What makes the Jamaica project distinctive is its integration of multiple restoration approaches. The artificial reefs provide physical structure and substrate for coral to grow. The lab-grown coral offers a head start—living tissue already established on the sculptures rather than waiting for natural recruitment. The underwater speakers address a different problem: they help restore the sensory landscape that fish use to navigate and settle. Young fish use reef sounds to locate suitable habitat. By recreating that acoustic environment, the speakers essentially tell fish that this is a place worth colonizing.
As of now, it is too early to know whether the Jamaica experiment will match the Australian results. The team remains hopeful, but the outcome is still unfolding. What is certain is that the urgency is real. Coral reefs have already crossed a climate tipping point—they are the first major ecosystem on Earth to do so. Every month of delay means more bleaching, more death, fewer options for recovery. The Alligator Head Foundation is accepting volunteers and donations, and the work continues underwater, one speaker and one coral fragment at a time.
Notable Quotes
Fish use reef sounds to navigate and settle in suitable habitat; underwater speakers essentially tell fish this is a place worth colonizing.— Marine restoration research findings
The Hearth Conversation Another angle on the story
Why does sound matter so much to fish? Can't they just find a reef by looking at it?
A bleached reef looks dead because it is dead—or dying. The fish are looking for signals that say this place can support life. Sound travels farther underwater than light does, and fish use it to navigate. A healthy reef is loud with life. Playing that soundscape tells fish their instincts are correct: there's food here, there's shelter, there's a community.
So you're essentially advertising to the fish.
Exactly. You're saying, "Come home." And they do, because the acoustic cues match what they're evolved to recognize as home.
The Great Barrier Reef experiment worked, but that was in 2017. Why did it take so long to try this in Jamaica?
Science moves slowly, and funding moves slower. You have to publish results, get peer review, build partnerships, secure money. But also, each reef system is different. What works near Lizard Island might need adjustment for Jamaican waters. The team had to learn from Australia and adapt.
What happens if the speakers break or the power runs out?
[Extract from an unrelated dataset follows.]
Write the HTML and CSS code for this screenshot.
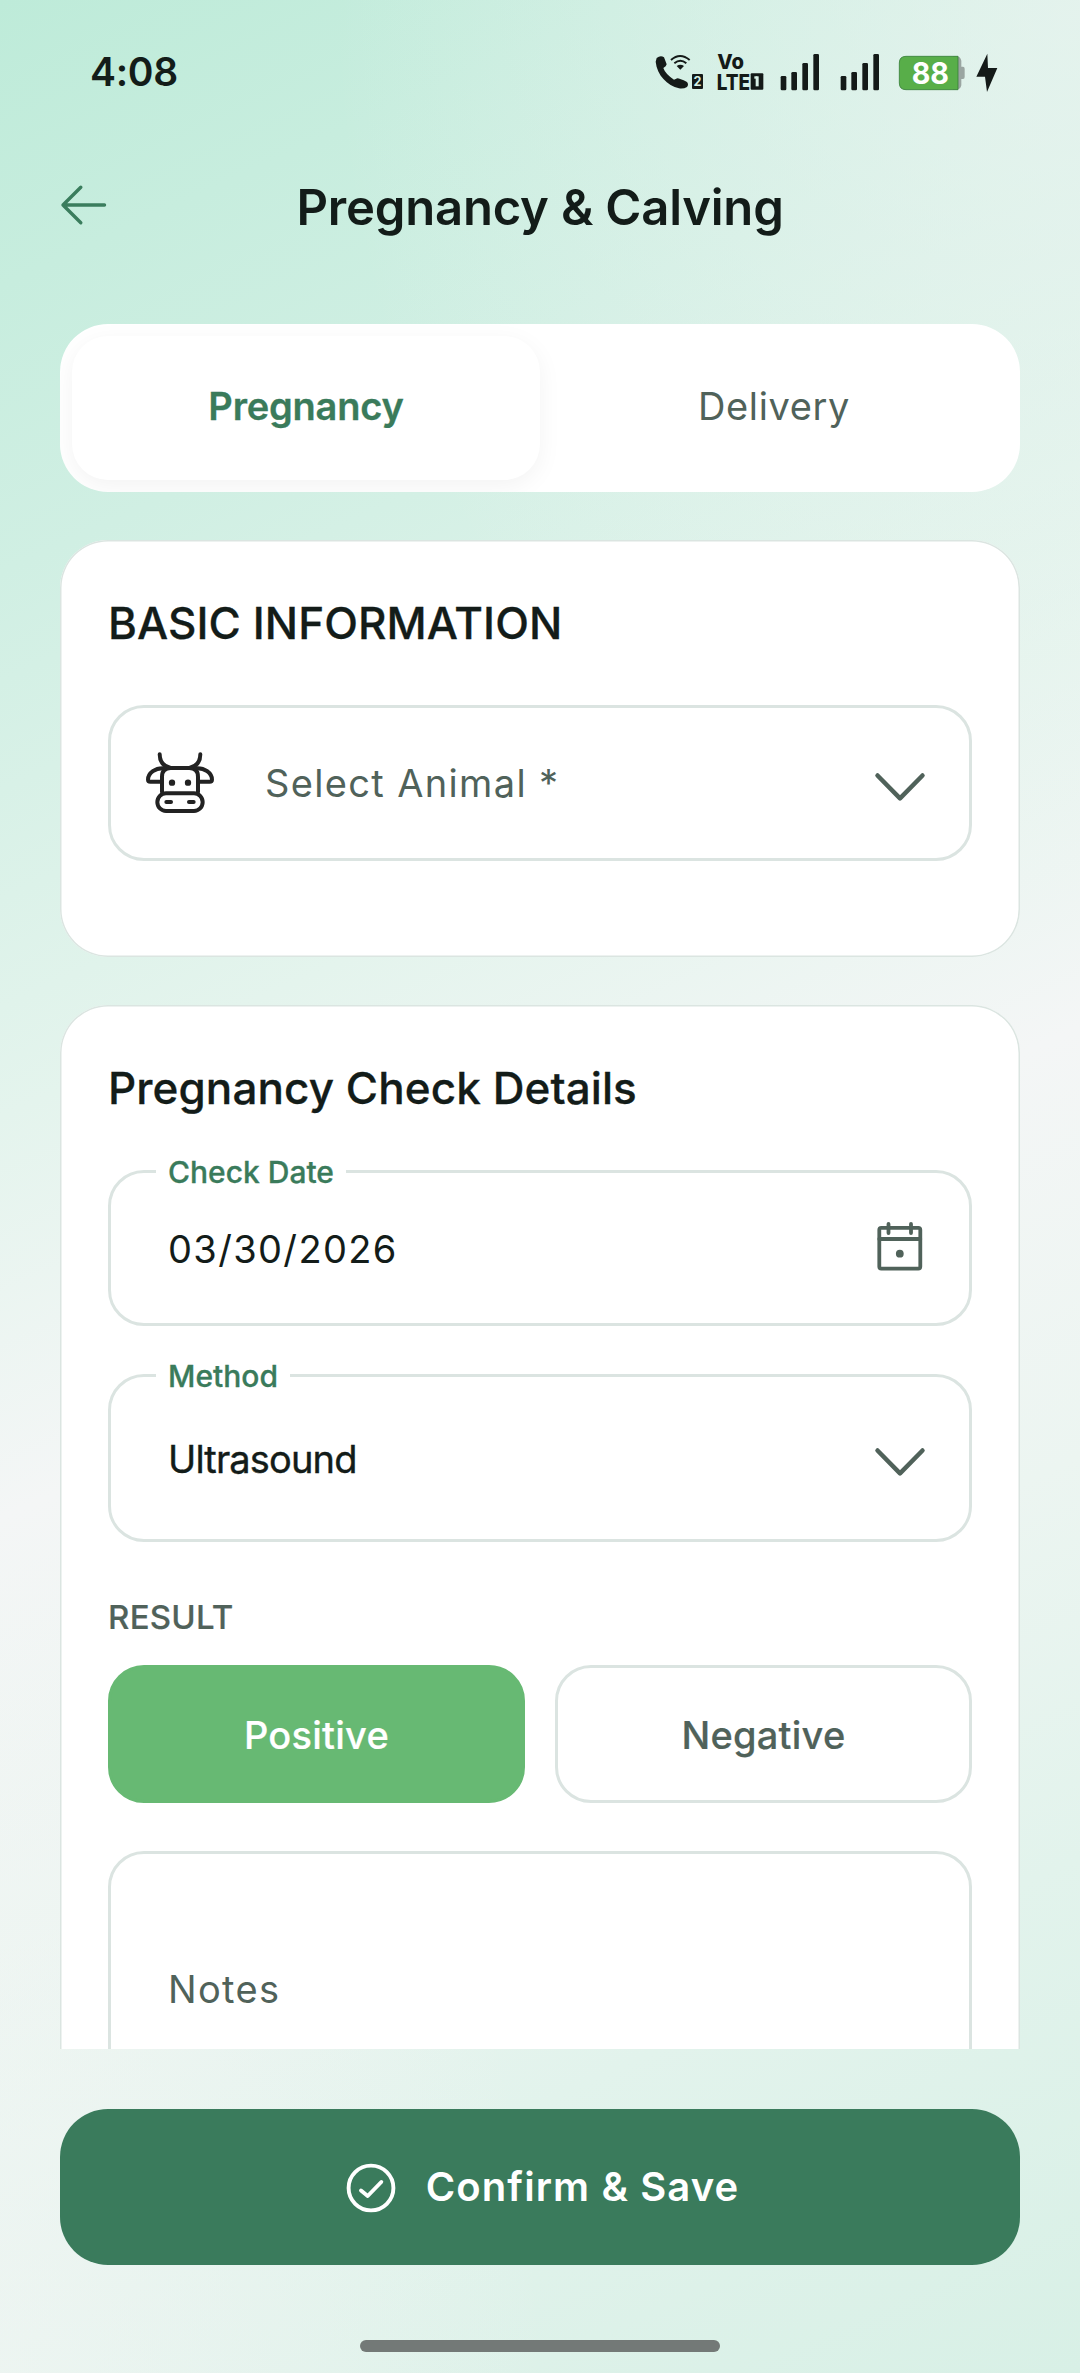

That's a real constraint. The Jamaica team runs them 14 hours a day, not 24. It's a balance between effectiveness and practicality. The hope is that once fish establish themselves, they stay—that the reef becomes self-sustaining. But yes, maintenance is part of the long-term cost.
Is this a permanent solution, or just buying time?
It's buying time. The real solution is stopping ocean warming. But buying time matters. Every reef that recovers is a refuge for species, a source of larvae that can repopulate other areas. And it keeps the knowledge alive—the fish remember what a healthy reef sounds like.